Data for this exercise:
##############################

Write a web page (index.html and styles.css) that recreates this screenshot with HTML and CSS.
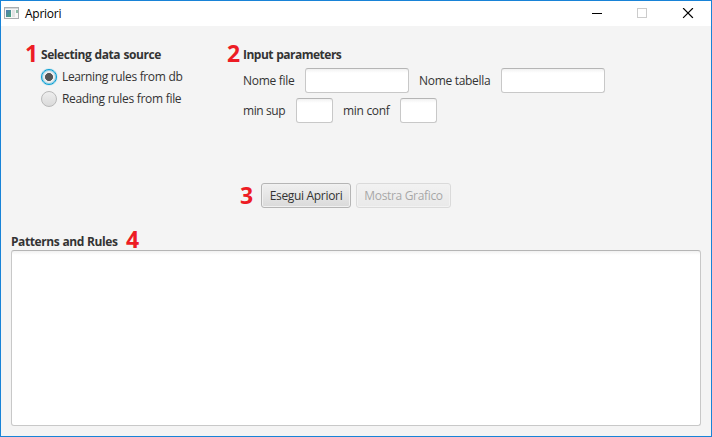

##############################

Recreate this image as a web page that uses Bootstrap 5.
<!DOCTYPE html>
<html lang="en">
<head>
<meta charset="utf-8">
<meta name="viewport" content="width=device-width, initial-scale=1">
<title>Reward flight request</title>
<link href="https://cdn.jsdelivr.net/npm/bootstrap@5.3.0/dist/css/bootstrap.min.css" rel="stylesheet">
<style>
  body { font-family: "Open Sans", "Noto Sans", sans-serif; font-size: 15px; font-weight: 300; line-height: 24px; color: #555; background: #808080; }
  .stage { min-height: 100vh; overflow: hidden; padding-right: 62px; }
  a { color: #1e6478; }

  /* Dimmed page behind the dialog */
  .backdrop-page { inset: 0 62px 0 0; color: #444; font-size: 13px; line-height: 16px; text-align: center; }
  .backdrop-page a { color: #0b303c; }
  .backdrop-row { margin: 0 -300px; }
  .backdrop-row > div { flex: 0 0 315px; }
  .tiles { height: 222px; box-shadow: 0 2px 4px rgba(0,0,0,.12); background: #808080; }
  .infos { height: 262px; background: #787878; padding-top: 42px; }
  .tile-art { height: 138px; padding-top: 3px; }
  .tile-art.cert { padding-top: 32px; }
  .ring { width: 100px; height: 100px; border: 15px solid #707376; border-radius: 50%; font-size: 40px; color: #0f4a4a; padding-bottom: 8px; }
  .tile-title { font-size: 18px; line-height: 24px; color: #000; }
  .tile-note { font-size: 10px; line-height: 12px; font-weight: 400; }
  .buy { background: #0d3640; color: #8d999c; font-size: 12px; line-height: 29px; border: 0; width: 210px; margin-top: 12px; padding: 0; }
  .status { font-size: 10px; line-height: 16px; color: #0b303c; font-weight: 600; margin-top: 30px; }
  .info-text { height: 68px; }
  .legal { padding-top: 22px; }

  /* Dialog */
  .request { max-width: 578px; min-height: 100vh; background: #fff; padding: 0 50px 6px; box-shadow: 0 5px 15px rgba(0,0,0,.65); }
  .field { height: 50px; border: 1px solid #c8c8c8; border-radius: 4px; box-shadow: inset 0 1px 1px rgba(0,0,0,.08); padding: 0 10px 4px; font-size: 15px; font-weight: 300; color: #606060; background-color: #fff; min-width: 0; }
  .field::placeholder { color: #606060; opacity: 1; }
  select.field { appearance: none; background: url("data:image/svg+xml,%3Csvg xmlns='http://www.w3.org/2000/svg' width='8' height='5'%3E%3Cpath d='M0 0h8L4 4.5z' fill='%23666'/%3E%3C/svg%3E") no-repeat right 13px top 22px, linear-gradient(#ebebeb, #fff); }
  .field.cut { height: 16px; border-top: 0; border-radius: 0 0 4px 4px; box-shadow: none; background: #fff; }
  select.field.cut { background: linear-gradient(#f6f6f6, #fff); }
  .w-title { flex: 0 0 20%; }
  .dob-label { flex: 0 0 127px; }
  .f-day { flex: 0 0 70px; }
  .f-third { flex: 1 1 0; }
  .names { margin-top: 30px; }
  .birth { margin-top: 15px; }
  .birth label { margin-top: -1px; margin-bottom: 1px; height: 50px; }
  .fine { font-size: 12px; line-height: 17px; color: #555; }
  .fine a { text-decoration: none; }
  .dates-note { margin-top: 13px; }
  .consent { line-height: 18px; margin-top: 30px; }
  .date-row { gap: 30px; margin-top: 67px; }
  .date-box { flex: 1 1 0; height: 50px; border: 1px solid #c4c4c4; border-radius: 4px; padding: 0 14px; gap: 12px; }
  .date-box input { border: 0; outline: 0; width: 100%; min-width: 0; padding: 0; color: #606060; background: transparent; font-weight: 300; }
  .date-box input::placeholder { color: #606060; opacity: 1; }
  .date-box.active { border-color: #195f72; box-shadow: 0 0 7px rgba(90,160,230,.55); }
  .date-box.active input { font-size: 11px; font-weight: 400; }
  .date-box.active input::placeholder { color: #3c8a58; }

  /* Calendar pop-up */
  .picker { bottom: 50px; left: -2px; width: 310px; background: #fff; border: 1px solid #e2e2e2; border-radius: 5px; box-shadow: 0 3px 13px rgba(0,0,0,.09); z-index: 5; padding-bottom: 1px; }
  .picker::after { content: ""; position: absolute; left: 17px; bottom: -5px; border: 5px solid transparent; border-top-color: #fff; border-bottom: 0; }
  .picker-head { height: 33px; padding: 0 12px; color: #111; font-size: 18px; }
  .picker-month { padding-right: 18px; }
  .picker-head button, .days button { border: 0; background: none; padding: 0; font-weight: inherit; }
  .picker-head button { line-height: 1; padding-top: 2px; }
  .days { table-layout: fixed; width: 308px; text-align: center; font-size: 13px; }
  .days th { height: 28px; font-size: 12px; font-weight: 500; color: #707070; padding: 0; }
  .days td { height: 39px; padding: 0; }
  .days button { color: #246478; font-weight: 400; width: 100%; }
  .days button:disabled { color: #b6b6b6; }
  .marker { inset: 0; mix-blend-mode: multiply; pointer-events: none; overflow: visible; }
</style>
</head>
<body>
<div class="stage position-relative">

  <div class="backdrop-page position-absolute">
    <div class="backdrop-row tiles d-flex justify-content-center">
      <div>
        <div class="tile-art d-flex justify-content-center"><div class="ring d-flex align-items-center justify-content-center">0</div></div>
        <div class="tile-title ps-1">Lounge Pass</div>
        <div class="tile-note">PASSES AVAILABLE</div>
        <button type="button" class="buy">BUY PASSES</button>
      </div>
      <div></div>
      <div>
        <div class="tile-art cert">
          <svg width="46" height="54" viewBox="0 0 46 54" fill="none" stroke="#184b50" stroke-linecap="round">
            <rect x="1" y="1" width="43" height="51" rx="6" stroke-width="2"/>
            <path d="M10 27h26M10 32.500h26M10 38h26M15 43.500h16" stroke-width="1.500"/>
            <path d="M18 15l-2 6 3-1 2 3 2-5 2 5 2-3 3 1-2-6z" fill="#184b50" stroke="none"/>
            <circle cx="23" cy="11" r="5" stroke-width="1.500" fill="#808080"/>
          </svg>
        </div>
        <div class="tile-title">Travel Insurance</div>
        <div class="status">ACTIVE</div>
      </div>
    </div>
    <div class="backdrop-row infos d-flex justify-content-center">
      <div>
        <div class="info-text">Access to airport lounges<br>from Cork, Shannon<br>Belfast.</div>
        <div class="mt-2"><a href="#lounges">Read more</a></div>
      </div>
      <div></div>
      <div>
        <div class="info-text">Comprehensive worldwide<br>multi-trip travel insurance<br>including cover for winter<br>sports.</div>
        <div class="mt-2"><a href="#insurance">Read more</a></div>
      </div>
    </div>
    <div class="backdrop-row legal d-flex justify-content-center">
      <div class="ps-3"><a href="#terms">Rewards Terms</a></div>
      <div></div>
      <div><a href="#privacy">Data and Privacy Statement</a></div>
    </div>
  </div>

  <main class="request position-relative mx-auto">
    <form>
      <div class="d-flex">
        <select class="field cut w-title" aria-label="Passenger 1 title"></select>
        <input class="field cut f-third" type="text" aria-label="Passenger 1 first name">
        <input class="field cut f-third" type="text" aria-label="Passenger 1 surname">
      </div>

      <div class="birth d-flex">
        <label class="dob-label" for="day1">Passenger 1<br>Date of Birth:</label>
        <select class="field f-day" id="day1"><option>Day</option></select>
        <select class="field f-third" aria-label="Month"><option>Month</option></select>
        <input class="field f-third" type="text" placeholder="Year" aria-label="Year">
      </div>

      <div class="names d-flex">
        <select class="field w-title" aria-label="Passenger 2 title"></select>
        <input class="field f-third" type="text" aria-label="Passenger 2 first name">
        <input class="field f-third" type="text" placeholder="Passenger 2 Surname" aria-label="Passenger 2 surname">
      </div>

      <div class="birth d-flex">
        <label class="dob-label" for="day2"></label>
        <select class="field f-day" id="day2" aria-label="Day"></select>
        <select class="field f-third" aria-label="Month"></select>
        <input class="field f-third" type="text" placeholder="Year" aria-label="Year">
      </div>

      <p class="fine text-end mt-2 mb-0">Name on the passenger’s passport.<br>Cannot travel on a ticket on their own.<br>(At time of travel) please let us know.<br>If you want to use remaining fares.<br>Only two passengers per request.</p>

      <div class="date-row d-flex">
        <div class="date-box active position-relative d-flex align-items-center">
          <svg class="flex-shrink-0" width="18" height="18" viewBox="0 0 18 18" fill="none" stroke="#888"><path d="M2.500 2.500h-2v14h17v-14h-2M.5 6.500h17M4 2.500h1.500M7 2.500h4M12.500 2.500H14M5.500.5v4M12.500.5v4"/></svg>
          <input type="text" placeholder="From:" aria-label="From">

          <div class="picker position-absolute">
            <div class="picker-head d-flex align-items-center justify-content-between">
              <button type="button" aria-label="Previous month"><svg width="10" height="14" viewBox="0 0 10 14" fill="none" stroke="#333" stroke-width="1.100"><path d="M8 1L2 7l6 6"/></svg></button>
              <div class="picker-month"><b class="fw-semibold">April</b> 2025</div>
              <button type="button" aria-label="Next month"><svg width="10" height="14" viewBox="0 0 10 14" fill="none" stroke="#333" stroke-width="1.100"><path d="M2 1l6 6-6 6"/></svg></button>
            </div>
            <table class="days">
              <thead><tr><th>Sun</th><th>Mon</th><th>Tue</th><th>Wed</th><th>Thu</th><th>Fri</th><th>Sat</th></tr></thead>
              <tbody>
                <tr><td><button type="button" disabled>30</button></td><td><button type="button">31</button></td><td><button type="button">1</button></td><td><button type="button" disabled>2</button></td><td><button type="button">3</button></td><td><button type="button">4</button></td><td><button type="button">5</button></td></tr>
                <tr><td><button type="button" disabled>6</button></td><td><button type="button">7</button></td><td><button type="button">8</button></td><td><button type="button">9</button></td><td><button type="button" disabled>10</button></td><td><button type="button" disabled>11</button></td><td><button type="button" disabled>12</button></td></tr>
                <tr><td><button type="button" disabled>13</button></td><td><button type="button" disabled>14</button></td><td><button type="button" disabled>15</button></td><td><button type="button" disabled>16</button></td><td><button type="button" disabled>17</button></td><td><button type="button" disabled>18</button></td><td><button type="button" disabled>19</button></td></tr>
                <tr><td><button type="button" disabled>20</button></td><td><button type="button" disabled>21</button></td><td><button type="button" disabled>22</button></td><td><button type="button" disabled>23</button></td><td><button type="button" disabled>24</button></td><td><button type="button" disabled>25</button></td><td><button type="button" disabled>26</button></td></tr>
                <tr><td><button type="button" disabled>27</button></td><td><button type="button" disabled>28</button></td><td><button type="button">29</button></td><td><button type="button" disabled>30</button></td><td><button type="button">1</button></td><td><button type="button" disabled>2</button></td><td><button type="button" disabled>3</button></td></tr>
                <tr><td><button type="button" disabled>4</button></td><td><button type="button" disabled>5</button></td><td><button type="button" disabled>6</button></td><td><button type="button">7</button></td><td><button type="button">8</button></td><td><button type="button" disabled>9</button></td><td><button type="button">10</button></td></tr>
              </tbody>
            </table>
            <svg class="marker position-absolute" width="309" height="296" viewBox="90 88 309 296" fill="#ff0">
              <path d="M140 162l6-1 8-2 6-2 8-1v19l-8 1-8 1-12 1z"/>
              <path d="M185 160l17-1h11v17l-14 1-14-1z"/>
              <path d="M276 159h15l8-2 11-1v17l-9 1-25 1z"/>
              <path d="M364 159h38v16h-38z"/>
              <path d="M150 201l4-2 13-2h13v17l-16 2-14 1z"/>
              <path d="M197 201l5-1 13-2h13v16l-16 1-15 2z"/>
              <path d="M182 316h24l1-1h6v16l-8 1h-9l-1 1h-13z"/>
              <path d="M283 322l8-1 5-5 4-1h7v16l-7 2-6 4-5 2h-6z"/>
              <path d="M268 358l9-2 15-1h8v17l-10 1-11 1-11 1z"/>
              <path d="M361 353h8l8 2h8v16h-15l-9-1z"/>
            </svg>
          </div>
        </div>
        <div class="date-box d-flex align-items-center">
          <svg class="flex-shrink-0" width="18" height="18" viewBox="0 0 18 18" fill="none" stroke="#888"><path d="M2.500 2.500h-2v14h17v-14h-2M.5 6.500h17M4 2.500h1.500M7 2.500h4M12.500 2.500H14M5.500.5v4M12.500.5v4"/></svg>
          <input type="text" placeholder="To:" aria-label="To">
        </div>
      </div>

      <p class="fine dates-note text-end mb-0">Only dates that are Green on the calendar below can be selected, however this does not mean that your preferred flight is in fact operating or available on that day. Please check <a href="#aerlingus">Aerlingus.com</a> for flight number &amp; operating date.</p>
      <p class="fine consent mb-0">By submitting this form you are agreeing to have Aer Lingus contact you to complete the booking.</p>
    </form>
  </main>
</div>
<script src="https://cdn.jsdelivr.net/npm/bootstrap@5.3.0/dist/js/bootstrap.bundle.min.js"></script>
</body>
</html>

##############################

Problem requirements:
Extract, from the material above, each line holding the word "page".

Result:
Write a web page (index.html and styles.css) that recreates this screenshot with HTML and CSS.
Recreate this image as a web page that uses Bootstrap 5.
  /* Dimmed page behind the dialog */
  .backdrop-page { inset: 0 62px 0 0; color: #444; font-size: 13px; line-height: 16px; text-align: center; }
  .backdrop-page a { color: #0b303c; }
  <div class="backdrop-page position-absolute">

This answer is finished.